BMKG mengimbau,  kepada masyarakat waspada potensi genangan, banjir maupun longsor bagi yang tinggal di wilayah berpotensi hujan lebat.  Terutama daerah rawan banjir dan longsor, seperti dataran rendah, cekungan, bantaran kali atau sungai, perbukitan, lereng-lereng dan pegunungan.

“Waspada potensi hujan disertai angin kencang yang dapat menyebabkan pohon tumbang dan tidak berlindung di bawah pohon jika hujan disertai petir,” katanya.

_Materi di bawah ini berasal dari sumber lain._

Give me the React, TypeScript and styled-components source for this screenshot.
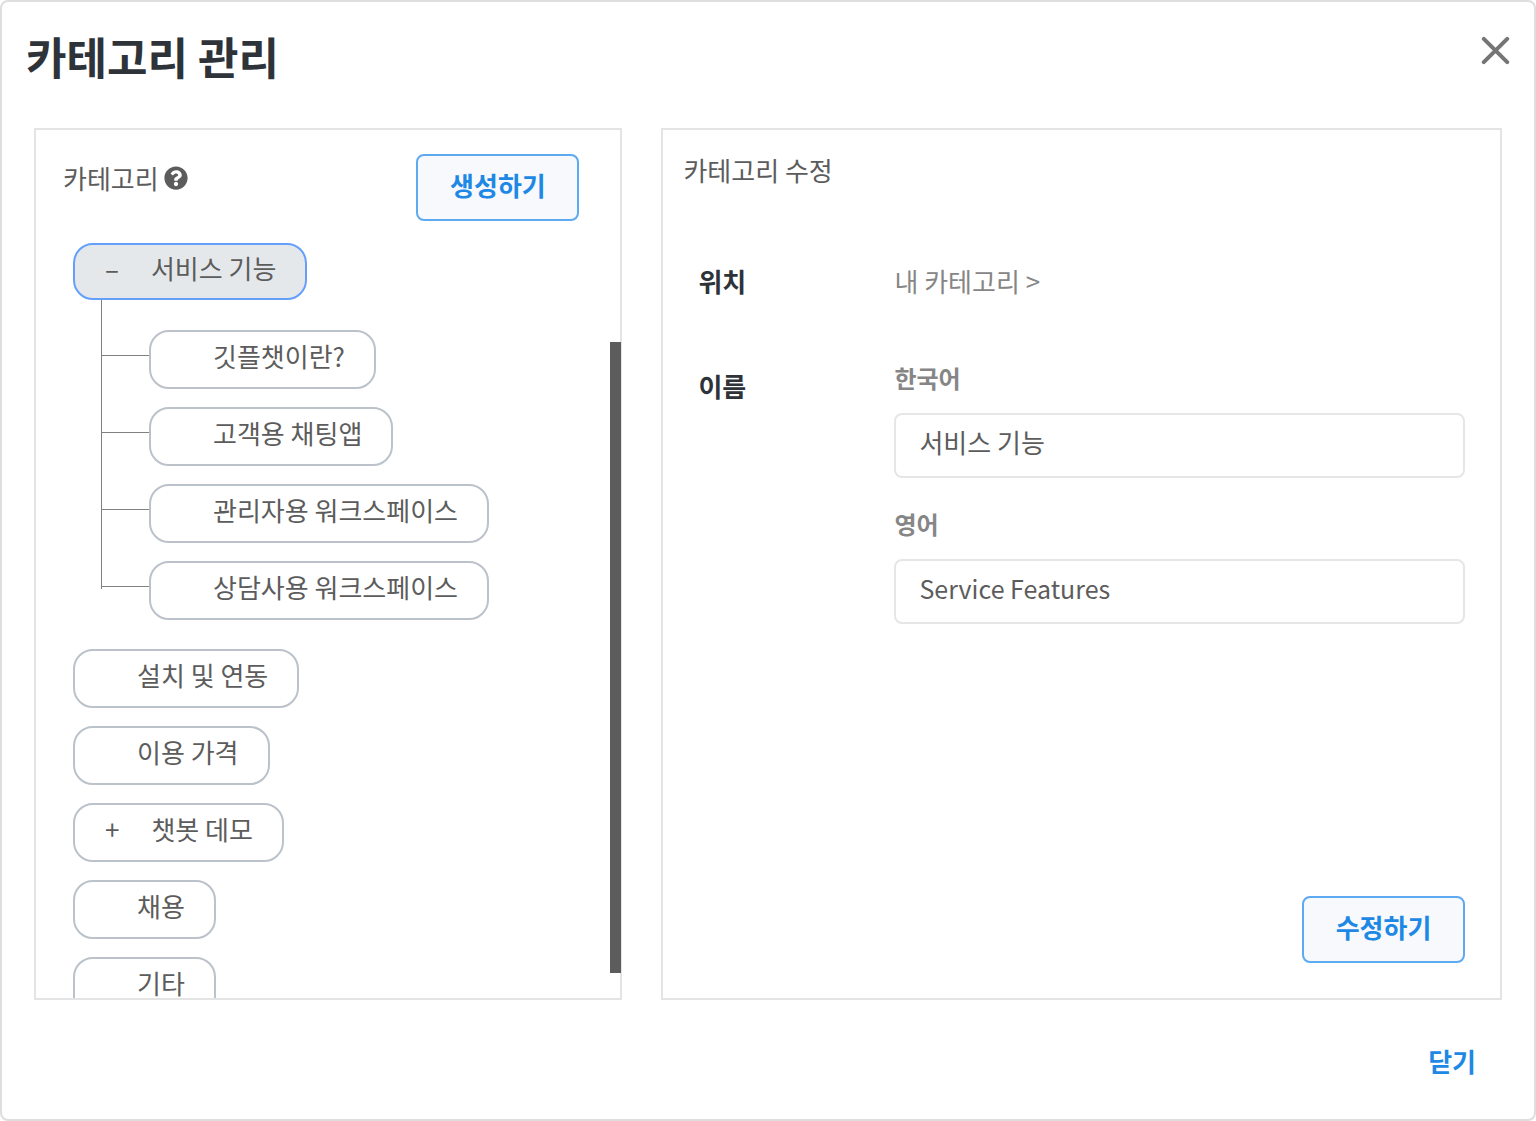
import React, { useState } from "react";
import styled, { createGlobalStyle } from "styled-components";
import { FaQuestionCircle } from "react-icons/fa";

const GlobalStyle = createGlobalStyle`
  *, *::before, *::after { box-sizing: border-box; }
  body {
    margin: 0;
    background: #fff;
    color: #5c5c5c;
    font-family: "Noto Sans CJK KR", "Noto Sans", sans-serif;
    font-size: 26px;
    line-height: 36px;
  }
  button, input { font: inherit; color: inherit; }
  button { cursor: pointer; }
  ul { list-style: none; margin: 0; padding: 0; }
`;

const Modal = styled.section`
  display: flex;
  flex-direction: column;
  height: 100vh;
  padding: 0 32px;
  border: 2px solid #dedede;
  border-radius: 8px;
  background: #fff;
`;

const ModalHeader = styled.header`
  display: flex;
  justify-content: space-between;
  align-items: flex-start;
  height: 126px;
  margin: 0 -8px;
  padding-top: 22px;
`;

const ModalTitle = styled.h1`
  margin: 0;
  color: #2d3339;
  font-size: 44px;
  line-height: 64px;
  font-weight: 700;
`;

const CloseIconButton = styled.button`
  display: flex;
  padding: 12px 0;
  border: 0;
  background: none;
  color: #757575;
`;

const Panels = styled.div`
  display: grid;
  grid-template-columns: 7fr 10fr;
  gap: 39px;
  flex: 1;
  min-height: 0;
`;

const Panel = styled.section`
  position: relative;
  display: flex;
  flex-direction: column;
  min-width: 0;
  min-height: 0;
  border: 2px solid #e4e4e4;
`;

const TreeHeader = styled.div`
  display: flex;
  justify-content: space-between;
  align-items: flex-start;
  padding: 24px 41px 22px 27px;
`;

const TreeTitle = styled.h2`
  display: flex;
  align-items: center;
  gap: 5px;
  margin: 0;
  font-size: 26px;
  line-height: 48px;
  font-weight: 400;
`;

const OutlineButton = styled.button`
  width: 163px;
  height: 67px;
  padding: 0 0 6px;
  border: 2px solid #5eaaf0;
  border-radius: 8px;
  background: #f7f9fc;
  color: #1e88e5;
  font-weight: 700;
`;

const TreeScroll = styled.div`
  flex: 1;
  min-height: 0;
  padding: 0 37px;
  overflow-y: auto;
  scrollbar-width: none;
`;

const ScrollThumb = styled.div`
  position: absolute;
  top: 212px;
  right: -1px;
  bottom: 25px;
  width: 11px;
  background: #5c5c5c;
`;

const TreeList = styled.ul`
  display: flex;
  flex-direction: column;
  gap: 18px;
`;

const TreeItem = styled.li`
  display: flex;
  flex-direction: column;
  align-items: flex-start;
`;

const Pill = styled.button<{ $selected: boolean }>`
  display: flex;
  align-items: center;
  gap: 32px;
  height: ${(p) => (p.$selected ? "57px" : "59px")};
  padding: 0 29px 8px 30px;
  border: 2px solid ${(p) => (p.$selected ? "#64a0fa" : "#bbc2ca")};
  border-radius: 20px;
  background: ${(p) => (p.$selected ? "#e5e8eb" : "#fff")};
  white-space: nowrap;
`;

const ChildList = styled.ul`
  position: relative;
  display: flex;
  flex-direction: column;
  gap: 18px;
  margin: 30px 0 11px 28px;

  &::before {
    content: "";
    position: absolute;
    top: -30px;
    bottom: 31px;
    left: 0;
    width: 1px;
    background: #808080;
  }
`;

const ChildItem = styled.li`
  display: flex;

  &::before {
    content: "";
    width: 48px;
    height: 1px;
    margin-top: 25px;
    background: #808080;
  }
`;

const EditTitle = styled.h2`
  margin: 0;
  padding: 22px 20px 0;
  font-size: 26px;
  line-height: 36px;
  font-weight: 400;
`;

const EditForm = styled.form`
  display: flex;
  flex-direction: column;
  flex: 1;
  gap: 61px;
  padding: 75px 35px 35px;
`;

const FormRow = styled.div`
  display: grid;
  grid-template-columns: 196px 1fr;
`;

const RowLabel = styled.span<{ $offset?: boolean }>`
  padding-top: ${(p) => (p.$offset ? "8px" : "0")};
  color: #2d3339;
  font-weight: 700;
`;

const Path = styled.span`
  color: #868686;
`;

const Fields = styled.div`
  display: flex;
  flex-direction: column;
  gap: 28px;
`;

const Field = styled.label`
  display: flex;
  flex-direction: column;
  gap: 17px;
  color: #868686;
  font-size: 24px;
  font-weight: 700;
`;

const TextInput = styled.input`
  width: 100%;
  height: 65px;
  padding: 0 23px 8px;
  border: 2px solid #e6e6e6;
  border-radius: 8px;
  outline: 0;
  background: #fff;
  color: #5c5c5c;
  font-size: 26px;
  font-weight: 400;

  &:lang(en) {
    font-size: 25px;
  }
`;

const FormActions = styled.div`
  display: flex;
  justify-content: flex-end;
  margin-top: auto;
`;

const ModalFooter = styled.footer`
  display: flex;
  justify-content: flex-end;
  padding: 37px 26px 34px;
`;

const TextButton = styled.button`
  padding: 0;
  border: 0;
  background: none;
  color: #1e88e5;
  line-height: 48px;
  font-weight: 700;
`;

interface Category {
  name: string;
  english: string;
  toggle?: string;
  children?: Category[];
}

const categories: Category[] = [
  {
    name: "서비스 기능",
    english: "Service Features",
    toggle: "–",
    children: [
      { name: "깃플챗이란?", english: "" },
      { name: "고객용 채팅앱", english: "" },
      { name: "관리자용 워크스페이스", english: "" },
      { name: "상담사용 워크스페이스", english: "" },
    ],
  },
  { name: "설치 및 연동", english: "" },
  { name: "이용 가격", english: "" },
  { name: "챗봇 데모", english: "", toggle: "+" },
  { name: "채용", english: "" },
  { name: "기타", english: "" },
];

export default function App() {
  const [selected, setSelected] = useState(categories[0].name);
  const [korean, setKorean] = useState(categories[0].name);
  const [english, setEnglish] = useState(categories[0].english);

  const select = (category: Category) => {
    setSelected(category.name);
    setKorean(category.name);
    setEnglish(category.english);
  };

  const renderPill = (category: Category) => (
    <Pill
      type="button"
      $selected={selected === category.name}
      onClick={() => select(category)}
    >
      <span>{category.toggle}</span>
      <span>{category.name}</span>
    </Pill>
  );

  return (
    <>
      <GlobalStyle />
      <Modal role="dialog" aria-labelledby="modal-title">
        <ModalHeader>
          <ModalTitle id="modal-title">카테고리 관리</ModalTitle>
          <CloseIconButton type="button" aria-label="닫기">
            <svg width="29" height="29" viewBox="0 0 29 29" aria-hidden="true">
              <path
                d="M2.8 2.8 26.2 26.2M26.2 2.8 2.8 26.2"
                fill="none"
                stroke="currentColor"
                strokeWidth="4"
                strokeLinecap="round"
              />
            </svg>
          </CloseIconButton>
        </ModalHeader>
        <Panels>
          <Panel>
            <TreeHeader>
              <TreeTitle>
                카테고리
                <FaQuestionCircle size={24} aria-hidden="true" />
              </TreeTitle>
              <OutlineButton type="button">생성하기</OutlineButton>
            </TreeHeader>
            <TreeScroll>
              <TreeList>
                {categories.map((category) => (
                  <TreeItem key={category.name}>
                    {renderPill(category)}
                    {category.children && (
                      <ChildList>
                        {category.children.map((child) => (
                          <ChildItem key={child.name}>{renderPill(child)}</ChildItem>
                        ))}
                      </ChildList>
                    )}
                  </TreeItem>
                ))}
              </TreeList>
            </TreeScroll>
            <ScrollThumb />
          </Panel>
          <Panel>
            <EditTitle>카테고리 수정</EditTitle>
            <EditForm onSubmit={(event) => event.preventDefault()}>
              <FormRow>
                <RowLabel>위치</RowLabel>
                <Path>내 카테고리 &gt;</Path>
              </FormRow>
              <FormRow>
                <RowLabel $offset>이름</RowLabel>
                <Fields>
                  <Field>
                    한국어
                    <TextInput
                      lang="ko"
                      value={korean}
                      onChange={(e) => setKorean(e.target.value)}
                    />
                  </Field>
                  <Field>
                    영어
                    <TextInput
                      lang="en"
                      value={english}
                      onChange={(e) => setEnglish(e.target.value)}
                    />
                  </Field>
                </Fields>
              </FormRow>
              <FormActions>
                <OutlineButton type="submit">수정하기</OutlineButton>
              </FormActions>
            </EditForm>
          </Panel>
        </Panels>
        <ModalFooter>
          <TextButton type="button">닫기</TextButton>
        </ModalFooter>
      </Modal>
    </>
  );
}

Dia mengimbau, waspada peningkatan ketinggian gelombang laut lebih 2.5 meter di Perairan Kepulauan Nias, Perairan Kepulauan Mentawai, Samudera Hindia barat Aceh hingga Kepulauan Mentawai. Juga waspada gelombang laut tinggi 4-6 meter di Perairan Enggano, Perairan Barat Lampung, Samudera Hindia Barat Enggano hingga Lampung, Selat Sunda bagian Selatan, Perairan Selatan Banten, Samudera Hindia Selatan Banten.

Sutopo Purwo Nugroho, Kepala Pusat Data Informasi dan Humas BNPB dalam keterangan tertulis mengatakan, badai siklon tropis cempaka yang melanda wilayah Jawa dan Bali, menyebabkan bencana cukup besar pada 28 kabupaten/kota selama 27-29 November 2017.

“Saat ini siklon tropis cempaka sudah menjauh dan luruh. Tidak memberikan dampak yang kuat lagi tetapi muncul siklon tropis dahlia,” katanya.

Posisi siklon tropis cempaka yang begitu dekat dengan daratan di 23 km selatan Pacitan menyebabkan hujan ekstrem, angin kencang dan gelombang tinggi.

Curah hujan turun, katanya,  termasuk ekstrem. Di Pacitan, curah hujan tercatat 383 mm, dan Yogyakarta 286 mm perhari.

Bayangkan, ucap Sutopo, biasa hujan sebulan hanya dijatuhkan sehari. Sudah pasti sungai dan anak-anak sungai beserta drainase yang ada tidak akan mampu menampung aliran.

“Itulah yang menyebabkan banjir besar khususnya di Wonogiri, Kulon Progo, Bantul, Gunung Kidul, Klaten, dan Pacitan,” katanya.

Dampak siklon tropis cempaka ada 27 orang meninggal dunia dan hilang,  yaitu sembilan korban hanyut karena banjir dan 18 tertimbun longsor.

Sebanyak 27 korban meninggal dunia terdapat di Pacitan (13 orang), Kota Yogyakarta (3), Bantul (1), Gunung Kidul (2), Wonogiri (4),  Wonosobo (1) Kulon Progo (2) dan Purworejo (1).